- _EXERCISE DETAILS_
Please pull out every line that includes the string "index".

★ ★ ★ ★ ★

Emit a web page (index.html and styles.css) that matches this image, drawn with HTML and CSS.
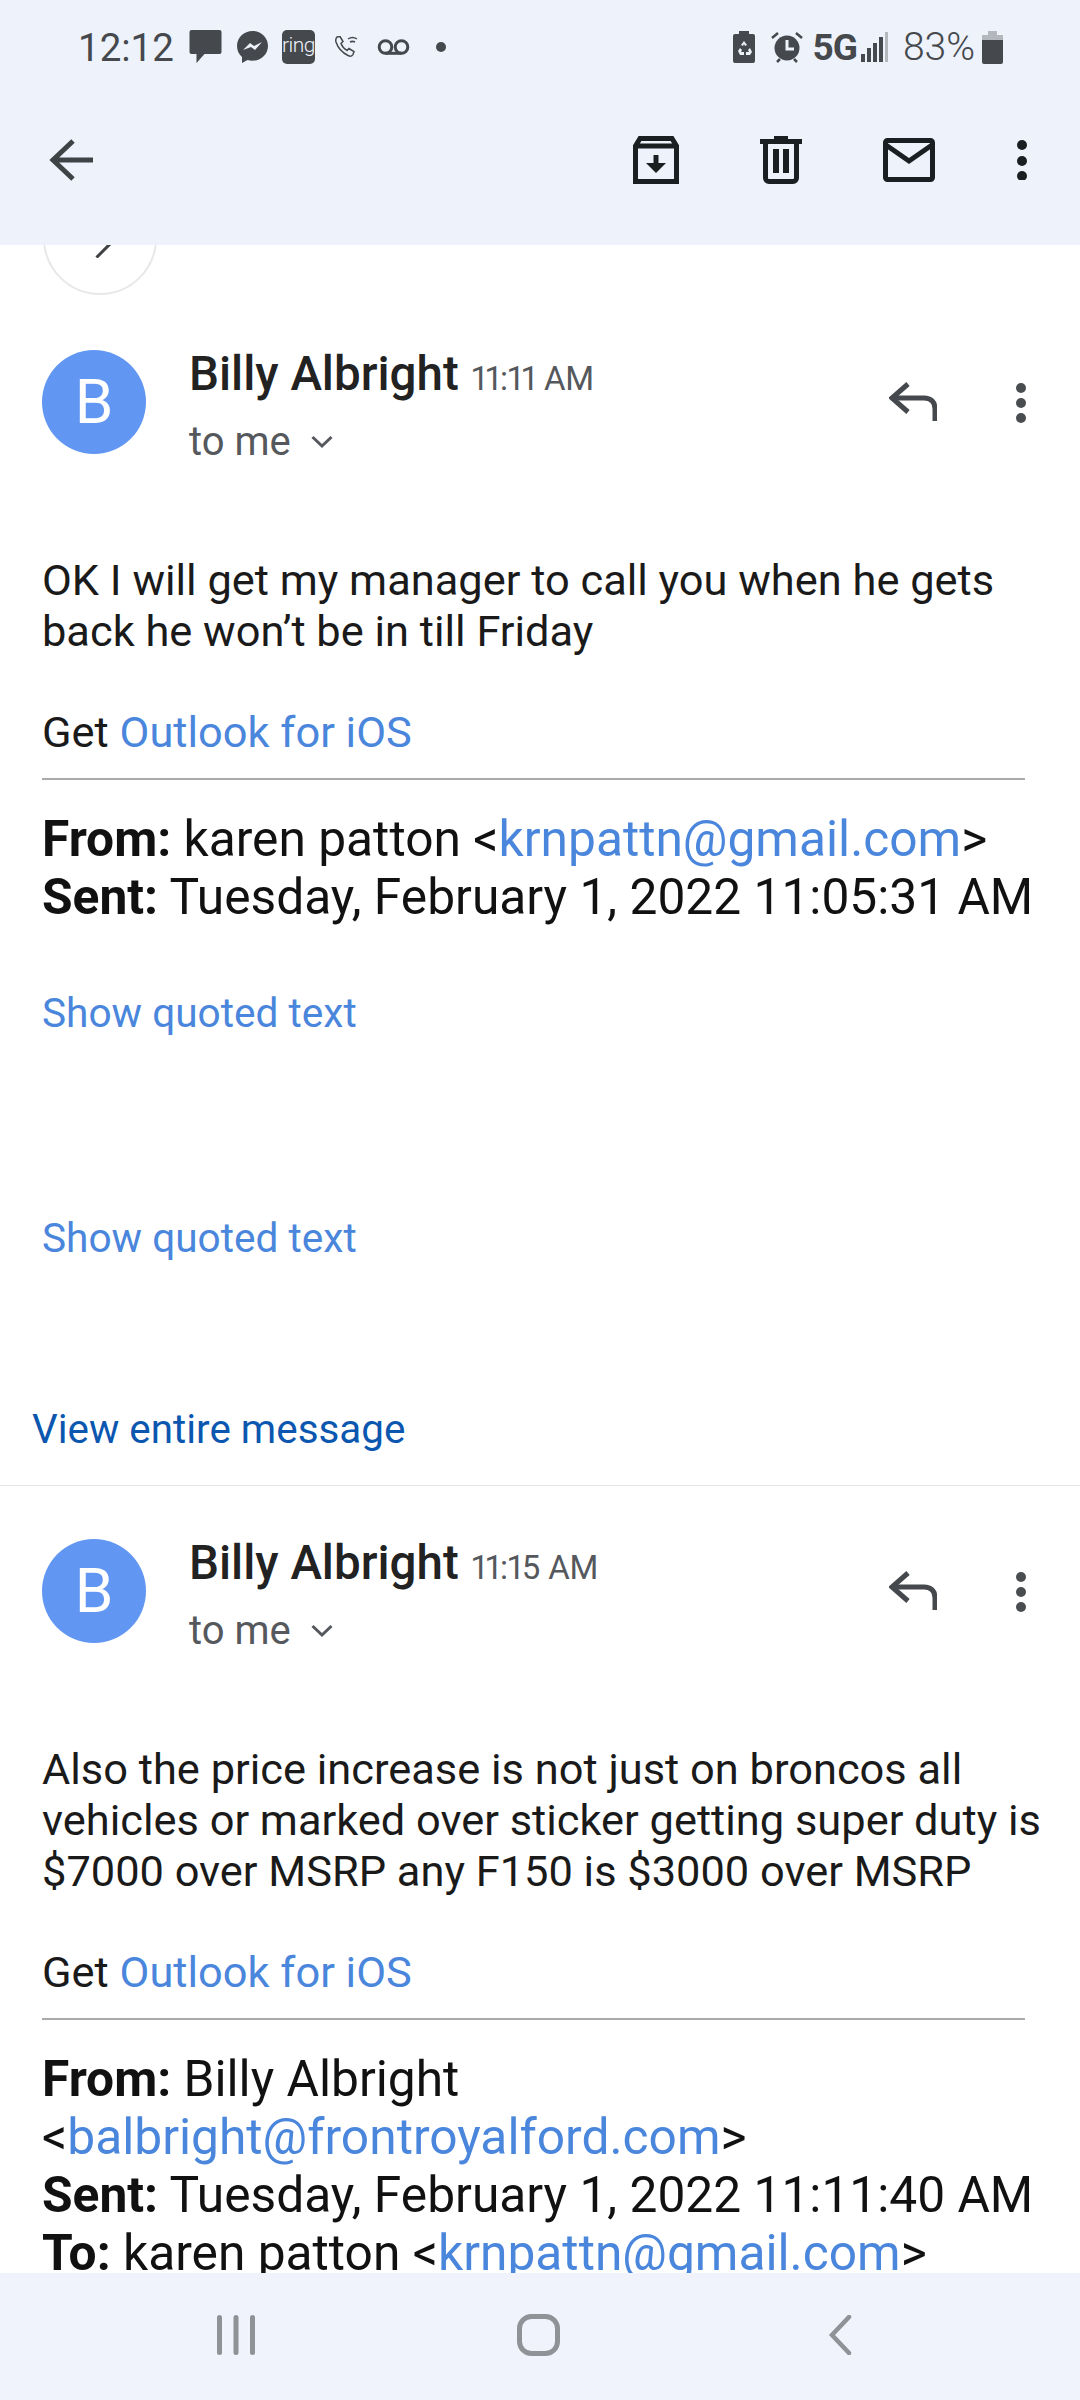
FILE: index.html
```html
<!DOCTYPE html>
<html lang="en">
<head>
  <meta charset="UTF-8">
  <meta name="viewport" content="width=device-width, initial-scale=1.0">
  <title>Gmail conversation</title>
  <link rel="stylesheet" href="styles.css">
</head>
<body>
  <div class="mail-page">
    <div class="mail-top">
      <div class="status-bar">
        <div class="status-group">
          <span class="status-time">12:12</span>
          <svg class="status-sms" width="33" height="34" viewBox="0 0 32 34"><path d="M2 0h28a2 2 0 0 1 2 2v20a2 2 0 0 1-2 2H15L7 33v-9H2a2 2 0 0 1-2-2V2a2 2 0 0 1 2-2z" fill="#45484c"/></svg>
          <svg class="status-messenger" width="31" height="32" viewBox="0 0 31 32"><path d="M15.500 0C7 0 0 6.500 0 15c0 4.500 1.900 8.300 5 11v6l5.500-3c1.600.5 3.200.7 5 .7 8.500 0 15.500-6.300 15.500-14.700S24 0 15.500 0z" fill="#45484c"/><path d="M6 19l7-7 4 3 8-4-7 8-4-3z" fill="#edf2fb"/></svg>
          <span class="status-ring">ring</span>
          <svg class="status-wifi-call" width="23" height="22" viewBox="0 0 23 22" fill="none" stroke="#45484c" stroke-width="1.500"><path d="M2 1l3-.5 3 5-2 2c1 3 3 5 6 7l2-2 5 3-1 3c-1 2-3 2-5 1C8 17 3 12 1 6c-.5-2 0-4 1-5z"/><path d="M13 3c3-2 6-2 9 0M15 6c2-1 3-1 5 0"/></svg>
          <svg class="status-voicemail" width="33" height="16" viewBox="0 0 32 16" fill="none" stroke="#45484c" stroke-width="3"><circle cx="8" cy="8" r="6.300"/><circle cx="24" cy="8" r="6.300"/><path d="M8 14.300h16"/></svg>
          <span class="status-dot"></span>
        </div>
        <div class="status-group">
          <svg class="status-saver" width="22" height="32" viewBox="0 0 22 32"><path d="M6 0h10v3h4a2 2 0 0 1 2 2v25a2 2 0 0 1-2 2H2a2 2 0 0 1-2-2V5a2 2 0 0 1 2-2h4z" fill="#45484c"/><path d="M11 10l3 4-2 1-1-2-1 2-2-1zM5 20l2-3 2 2-1 2h3v3H7zM17 17l2 4-2 3h-4v-3h3l-1-2z" fill="#edf2fb"/></svg>
          <svg class="status-alarm" width="32" height="32" viewBox="0 0 32 32"><circle cx="16" cy="17" r="12.500" fill="#45484c"/><path d="M16 9v9h7" fill="none" stroke="#edf2fb" stroke-width="3"/><path d="M1 7l6-5M31 7l-6-5M6 31l3-3M26 31l-3-3" stroke="#45484c" stroke-width="2.500"/></svg>
          <span class="status-5g">5G</span>
          <svg class="status-signal" width="27" height="30" viewBox="0 0 27 30"><path d="M0 22h4v8H0zM6 16h4v14H6zM12 11h4v19h-4zM18 5h4v25h-4z" fill="#45484c"/><path d="M24 0h3v30h-3z" fill="#b4b7bb"/></svg>
          <span class="status-percent">83%</span>
          <svg class="status-battery" width="21" height="33" viewBox="0 0 21 33"><path d="M6 0h9v4h6v6H0V4h6z" fill="#b4b7bb"/><path d="M0 9h21v22a2 2 0 0 1-2 2H2a2 2 0 0 1-2-2z" fill="#45484c"/></svg>
        </div>
      </div>
      <div class="tool-bar">
        <svg class="tool-back" width="44" height="44" viewBox="0 0 44 44" fill="none" stroke="#3f4346" stroke-width="5"><path d="M44 22H5M24 3L4 22l20 19"/></svg>
        <div class="tool-actions">
          <svg width="46" height="48" viewBox="0 0 46 48" fill="none" stroke="#1c1f22" stroke-width="5"><path d="M2.500 45.500V10L7 2.500h32L43.500 10v35.500zM2.500 10h41"/><path d="M23 19v15" stroke-width="5"/><path d="M13 27l10 10 10-10z" fill="#1c1f22" stroke="none"/></svg>
          <svg width="42" height="48" viewBox="0 0 42 48" fill="none" stroke="#1c1f22" stroke-width="5"><path d="M0 5.500h42M14 2h14M5.500 6v36a3.500 3.500 0 0 0 3.500 3.500h24a3.500 3.500 0 0 0 3.500-3.500V6"/><path d="M16 13v24M26 13v24" stroke-width="6"/></svg>
          <svg width="52" height="44" viewBox="0 0 52 44" fill="none" stroke="#1c1f22" stroke-width="5"><rect x="2.500" y="2.500" width="47" height="39" rx="2"/><path d="M3 7l23 16L49 7"/></svg>
          <svg width="12" height="40" viewBox="0 0 12 40" fill="#1c1f22"><circle cx="6" cy="5" r="5"/><circle cx="6" cy="21" r="5"/><circle cx="6" cy="36" r="5"/></svg>
        </div>
      </div>
    </div>

    <div class="mail-scroll">
      <div class="expander">
        <svg width="40" height="40" viewBox="0 0 40 40" fill="none" stroke="#3f4346" stroke-width="3"><path d="M16 14l13 13-12.500 12.500"/></svg>
      </div>

      <div class="message message-first">
        <div class="message-header">
          <div class="avatar">B</div>
          <div class="sender">
            <div class="sender-line"><span class="sender-name">Billy Albright</span> <span class="sender-time">11:11 AM</span></div>
            <div class="sender-to">to me
              <svg width="22" height="14" viewBox="0 0 22 14" fill="none" stroke="#55585c" stroke-width="3"><path d="M1.500 2L11 11l9.500-9"/></svg>
            </div>
          </div>
          <svg class="reply-icon" width="48" height="40" viewBox="0 0 48 40" fill="none" stroke="#45484c" stroke-width="5"><path d="M19 2L3 16l16 14"/><path d="M3 16h32c7 0 11 4 11 11v12"/></svg>
          <svg class="more-icon" width="12" height="42" viewBox="0 0 12 42" fill="#4a4d50"><circle cx="6" cy="6" r="5"/><circle cx="6" cy="21" r="5"/><circle cx="6" cy="36" r="5"/></svg>
        </div>
        <p class="body-text">OK I will get my manager to call you when he gets<br>back he won’t be in till Friday</p>
        <p class="body-text body-get">Get <a class="link">Outlook for iOS</a></p>
        <hr class="rule">
        <div class="quoted-head">
          <b>From:</b> karen patton &lt;<a class="link">krnpattn@gmail.com</a>&gt;<br>
          <b>Sent:</b> Tuesday, February 1, 2022 11:05:31 AM
        </div>
        <a class="show-quoted show-one">Show quoted text</a>
        <a class="show-quoted show-two">Show quoted text</a>
        <a class="view-entire">View entire message</a>
      </div>

      <div class="message">
        <div class="message-header">
          <div class="avatar">B</div>
          <div class="sender">
            <div class="sender-line"><span class="sender-name">Billy Albright</span> <span class="sender-time">11:15 AM</span></div>
            <div class="sender-to">to me
              <svg width="22" height="14" viewBox="0 0 22 14" fill="none" stroke="#55585c" stroke-width="3"><path d="M1.500 2L11 11l9.500-9"/></svg>
            </div>
          </div>
          <svg class="reply-icon" width="48" height="40" viewBox="0 0 48 40" fill="none" stroke="#45484c" stroke-width="5"><path d="M19 2L3 16l16 14"/><path d="M3 16h32c7 0 11 4 11 11v12"/></svg>
          <svg class="more-icon" width="12" height="42" viewBox="0 0 12 42" fill="#4a4d50"><circle cx="6" cy="6" r="5"/><circle cx="6" cy="21" r="5"/><circle cx="6" cy="36" r="5"/></svg>
        </div>
        <p class="body-text">Also the price increase is not just on broncos all<br>vehicles or marked over sticker getting super duty is<br>$7000 over MSRP any F150 is $3000 over MSRP</p>
        <p class="body-text body-get">Get <a class="link">Outlook for iOS</a></p>
        <hr class="rule">
        <div class="quoted-head">
          <b>From:</b> Billy Albright<br>
          &lt;<a class="link">balbright@frontroyalford.com</a>&gt;<br>
          <b>Sent:</b> Tuesday, February 1, 2022 11:11:40 AM<br>
          <b>To:</b> karen patton &lt;<a class="link">krnpattn@gmail.com</a>&gt;
        </div>
      </div>
    </div>

    <div class="nav-bar">
      <svg width="38" height="40" viewBox="0 0 38 40" fill="#8f9296"><rect x="0" y="0" width="5" height="40" rx="2.500"/><rect x="16.500" y="0" width="5" height="40" rx="2.500"/><rect x="33" y="0" width="5" height="40" rx="2.500"/></svg>
      <svg class="nav-home" width="43" height="42" viewBox="0 0 43 42" fill="none" stroke="#8f9296" stroke-width="5"><rect x="2.500" y="2.500" width="38" height="37" rx="12"/></svg>
      <svg width="24" height="40" viewBox="0 0 24 40" fill="none" stroke="#8f9296" stroke-width="4.500" stroke-linecap="round"><path d="M21 2L4 20l17 18"/></svg>
    </div>
  </div>
</body>
</html>
```

FILE: styles.css
```css
html, body {
  margin: 0;
  padding: 0;
  background-color: #fff;
}

.mail-page {
  width: 1080px;
  height: 2400px;
  display: flex;
  flex-direction: column;
  overflow: hidden;
  font-family: Roboto, "Liberation Sans", sans-serif;
  color: #1a1a1a;
}

.mail-top {
  height: 245px;
  flex-shrink: 0;
  background-color: #edf2fb;
  position: relative;
  z-index: 2;
}

.status-bar {
  height: 94px;
  display: flex;
  justify-content: space-between;
  align-items: center;
  padding: 0 77px 0 78px;
  color: #45484c;
}

.status-group {
  display: flex;
  align-items: center;
}

.status-time {
  font-size: 38.500px;
  margin-right: 15px;
}

.status-messenger {
  margin-left: 15px;
}

.status-ring {
  width: 33px;
  height: 34px;
  margin-left: 14px;
  background-color: #45484c;
  border-radius: 5px;
  color: #edf2fb;
  font-size: 21px;
  font-weight: 300;
  letter-spacing: -0.500px;
  line-height: 31px;
  text-align: center;
}

.status-wifi-call {
  margin-left: 20px;
}

.status-voicemail {
  margin-left: 19px;
}

.status-dot {
  width: 10px;
  height: 10px;
  margin-left: 26px;
  border-radius: 50%;
  background-color: #45484c;
}

.status-alarm {
  margin-left: 16px;
}

.status-5g {
  margin-left: 9px;
  font-size: 37px;
  font-weight: 700;
  letter-spacing: -1px;
}

.status-signal {
  margin-left: 4px;
}

.status-percent {
  margin-left: 15px;
  font-size: 39px;
  font-weight: 300;
}

.status-battery {
  margin-left: 7px;
}

.tool-bar {
  height: 132px;
  display: flex;
  justify-content: space-between;
  align-items: center;
  padding: 0 52px 0 49px;
}

.tool-actions {
  display: flex;
  align-items: center;
  gap: 81px;
}

.mail-scroll {
  flex: 1;
  overflow: hidden;
  min-height: 0;
}

.expander {
  width: 110px;
  height: 110px;
  margin: -64px 0 0 43px;
  border: 2px solid #e8e8e8;
  border-radius: 50%;
  display: flex;
  align-items: center;
  justify-content: center;
}

.message {
  padding: 0 0 0 42px;
}

.message-first {
  padding-top: 55px;
  border-bottom: 1px solid #e6e6e6;
  padding-bottom: 30px;
}

.message + .message {
  padding-top: 53px;
}

.message-header {
  display: flex;
  align-items: flex-start;
  height: 104px;
  padding-right: 53px;
}

.avatar {
  width: 104px;
  height: 104px;
  flex-shrink: 0;
  border-radius: 50%;
  background-color: #6197f2;
  color: #fff;
  font-size: 62px;
  line-height: 104px;
  text-align: center;
}

.sender {
  margin-left: 43px;
  flex: 1;
  margin-top: -1px;
}

.sender-line {
  height: 50px;
  line-height: 50px;
  white-space: nowrap;
}

.sender-name {
  font-size: 47.500px;
  font-weight: 500;
  color: #222;
}

.sender-time {
  margin-left: 9px;
  font-size: 33px;
  font-variant-numeric: proportional-nums;
  letter-spacing: -0.200px;
  color: #55585c;
}

.sender-to {
  margin-top: 20px;
  font-size: 40px;
  line-height: 46px;
  color: #55585c;
}

.sender-to svg {
  margin-left: 10px;
  vertical-align: 6px;
}

.reply-icon {
  margin-top: 32px;
}

.more-icon {
  margin: 32px 0 0 78px;
}

.body-text {
  margin: 0;
  font-size: 43.400px;
  line-height: 51px;
  color: #1a1a1a;
  white-space: nowrap;
}

.message-header + .body-text {
  margin-top: 101px;
}

.body-get {
  margin-top: 50px;
}

.link {
  color: #4a86dc;
}

.rule {
  width: 983px;
  height: 2px;
  margin: 20px 0 0;
  border: 0;
  background-color: #aaa;
}

.quoted-head {
  margin-top: 30px;
  font-size: 49.700px;
  line-height: 58px;
  color: #111;
  white-space: nowrap;
}

.show-quoted {
  display: block;
  font-size: 40.600px;
  line-height: 50px;
  color: #4a86dc;
}

.show-one {
  margin-top: 62px;
}

.show-two {
  margin-top: 175px;
}

.view-entire {
  display: block;
  margin: 142px 0 0 -10px;
  font-size: 40.400px;
  line-height: 50px;
  color: #0b57b0;
}

.nav-bar {
  height: 127px;
  flex-shrink: 0;
  background-color: #f0f3fb;
  display: flex;
  align-items: center;
  justify-content: space-between;
  padding: 0 228px 3px 217px;
  box-sizing: border-box;
  position: relative;
}

.nav-home {
  margin-right: 6px;
}
```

★ ★ ★ ★ ★

- _ANSWER TO THIS PROBLEM_
Emit a web page (index.html and styles.css) that matches this image, drawn with HTML and CSS.
FILE: index.html
  z-index: 2;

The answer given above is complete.